**Required task:**
Without including any pictures, write out the listing below exactly.
**** Recorded information ****
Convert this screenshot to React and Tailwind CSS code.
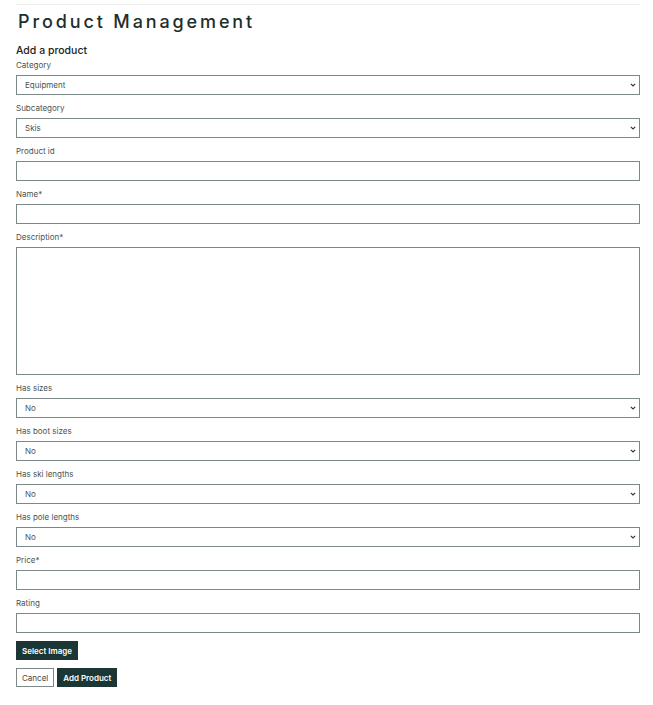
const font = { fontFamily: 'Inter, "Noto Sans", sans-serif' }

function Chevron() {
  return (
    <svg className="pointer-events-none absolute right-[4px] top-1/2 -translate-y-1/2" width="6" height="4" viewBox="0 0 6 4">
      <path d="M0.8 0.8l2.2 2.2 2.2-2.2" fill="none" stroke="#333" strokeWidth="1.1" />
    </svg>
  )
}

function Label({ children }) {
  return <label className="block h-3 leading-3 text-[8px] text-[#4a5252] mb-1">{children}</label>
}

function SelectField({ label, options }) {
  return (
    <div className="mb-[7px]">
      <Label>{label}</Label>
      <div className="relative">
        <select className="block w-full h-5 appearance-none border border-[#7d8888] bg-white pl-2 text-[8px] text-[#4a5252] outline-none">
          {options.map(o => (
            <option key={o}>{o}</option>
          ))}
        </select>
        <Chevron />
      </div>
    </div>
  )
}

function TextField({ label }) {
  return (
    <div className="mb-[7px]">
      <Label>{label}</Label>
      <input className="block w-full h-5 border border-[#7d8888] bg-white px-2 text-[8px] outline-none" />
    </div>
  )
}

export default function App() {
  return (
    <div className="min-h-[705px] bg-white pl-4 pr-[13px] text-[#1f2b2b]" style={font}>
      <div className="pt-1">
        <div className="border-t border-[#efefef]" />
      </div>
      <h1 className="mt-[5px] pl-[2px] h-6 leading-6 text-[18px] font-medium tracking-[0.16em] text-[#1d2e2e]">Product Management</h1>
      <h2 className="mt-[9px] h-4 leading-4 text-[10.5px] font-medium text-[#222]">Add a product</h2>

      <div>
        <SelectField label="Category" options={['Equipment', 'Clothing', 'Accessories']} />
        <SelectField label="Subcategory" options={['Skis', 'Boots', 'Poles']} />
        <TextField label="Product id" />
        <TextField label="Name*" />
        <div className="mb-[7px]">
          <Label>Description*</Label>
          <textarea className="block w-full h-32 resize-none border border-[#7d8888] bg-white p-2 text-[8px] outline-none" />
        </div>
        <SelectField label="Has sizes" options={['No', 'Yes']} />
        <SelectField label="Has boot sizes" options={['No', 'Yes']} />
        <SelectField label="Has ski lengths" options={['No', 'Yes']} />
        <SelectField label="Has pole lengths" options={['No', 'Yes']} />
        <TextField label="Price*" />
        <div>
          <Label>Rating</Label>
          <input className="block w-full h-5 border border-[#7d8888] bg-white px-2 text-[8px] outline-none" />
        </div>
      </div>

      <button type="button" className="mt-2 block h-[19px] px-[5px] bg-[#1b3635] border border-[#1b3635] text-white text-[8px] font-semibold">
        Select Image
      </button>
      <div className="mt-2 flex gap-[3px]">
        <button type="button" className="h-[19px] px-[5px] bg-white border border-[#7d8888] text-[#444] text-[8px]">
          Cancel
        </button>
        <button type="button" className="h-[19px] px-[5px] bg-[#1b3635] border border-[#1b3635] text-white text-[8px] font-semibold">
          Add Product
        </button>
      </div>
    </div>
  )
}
****
**Response for this exercise:**
Convert this screenshot to React and Tailwind CSS code.
const font = { fontFamily: 'Inter, "Noto Sans", sans-serif' }

function Chevron() {
  return (
    <svg className="pointer-events-none absolute right-[4px] top-1/2 -translate-y-1/2" width="6" height="4" viewBox="0 0 6 4">
      <path d="M0.8 0.8l2.2 2.2 2.2-2.2" fill="none" stroke="#333" strokeWidth="1.1" />
    </svg>
  )
}

function Label({ children }) {
  return <label className="block h-3 leading-3 text-[8px] text-[#4a5252] mb-1">{children}</label>
}

function SelectField({ label, options }) {
  return (
    <div className="mb-[7px]">
      <Label>{label}</Label>
      <div className="relative">
        <select className="block w-full h-5 appearance-none border border-[#7d8888] bg-white pl-2 text-[8px] text-[#4a5252] outline-none">
          {options.map(o => (
            <option key={o}>{o}</option>
          ))}
        </select>
        <Chevron />
      </div>
    </div>
  )
}

function TextField({ label }) {
  return (
    <div className="mb-[7px]">
      <Label>{label}</Label>
      <input className="block w-full h-5 border border-[#7d8888] bg-white px-2 text-[8px] outline-none" />
    </div>
  )
}

export default function App() {
  return (
    <div className="min-h-[705px] bg-white pl-4 pr-[13px] text-[#1f2b2b]" style={font}>
      <div className="pt-1">
        <div className="border-t border-[#efefef]" />
      </div>
      <h1 className="mt-[5px] pl-[2px] h-6 leading-6 text-[18px] font-medium tracking-[0.16em] text-[#1d2e2e]">Product Management</h1>
      <h2 className="mt-[9px] h-4 leading-4 text-[10.5px] font-medium text-[#222]">Add a product</h2>

      <div>
        <SelectField label="Category" options={['Equipment', 'Clothing', 'Accessories']} />
        <SelectField label="Subcategory" options={['Skis', 'Boots', 'Poles']} />
        <TextField label="Product id" />
        <TextField label="Name*" />
        <div className="mb-[7px]">
          <Label>Description*</Label>
          <textarea className="block w-full h-32 resize-none border border-[#7d8888] bg-white p-2 text-[8px] outline-none" />
        </div>
        <SelectField label="Has sizes" options={['No', 'Yes']} />
        <SelectField label="Has boot sizes" options={['No', 'Yes']} />
        <SelectField label="Has ski lengths" options={['No', 'Yes']} />
        <SelectField label="Has pole lengths" options={['No', 'Yes']} />
        <TextField label="Price*" />
        <div>
          <Label>Rating</Label>
          <input className="block w-full h-5 border border-[#7d8888] bg-white px-2 text-[8px] outline-none" />
        </div>
      </div>

      <button type="button" className="mt-2 block h-[19px] px-[5px] bg-[#1b3635] border border-[#1b3635] text-white text-[8px] font-semibold">
        Select Image
      </button>
      <div className="mt-2 flex gap-[3px]">
        <button type="button" className="h-[19px] px-[5px] bg-white border border-[#7d8888] text-[#444] text-[8px]">
          Cancel
        </button>
        <button type="button" className="h-[19px] px-[5px] bg-[#1b3635] border border-[#1b3635] text-white text-[8px] font-semibold">
          Add Product
        </button>
      </div>
    </div>
  )
}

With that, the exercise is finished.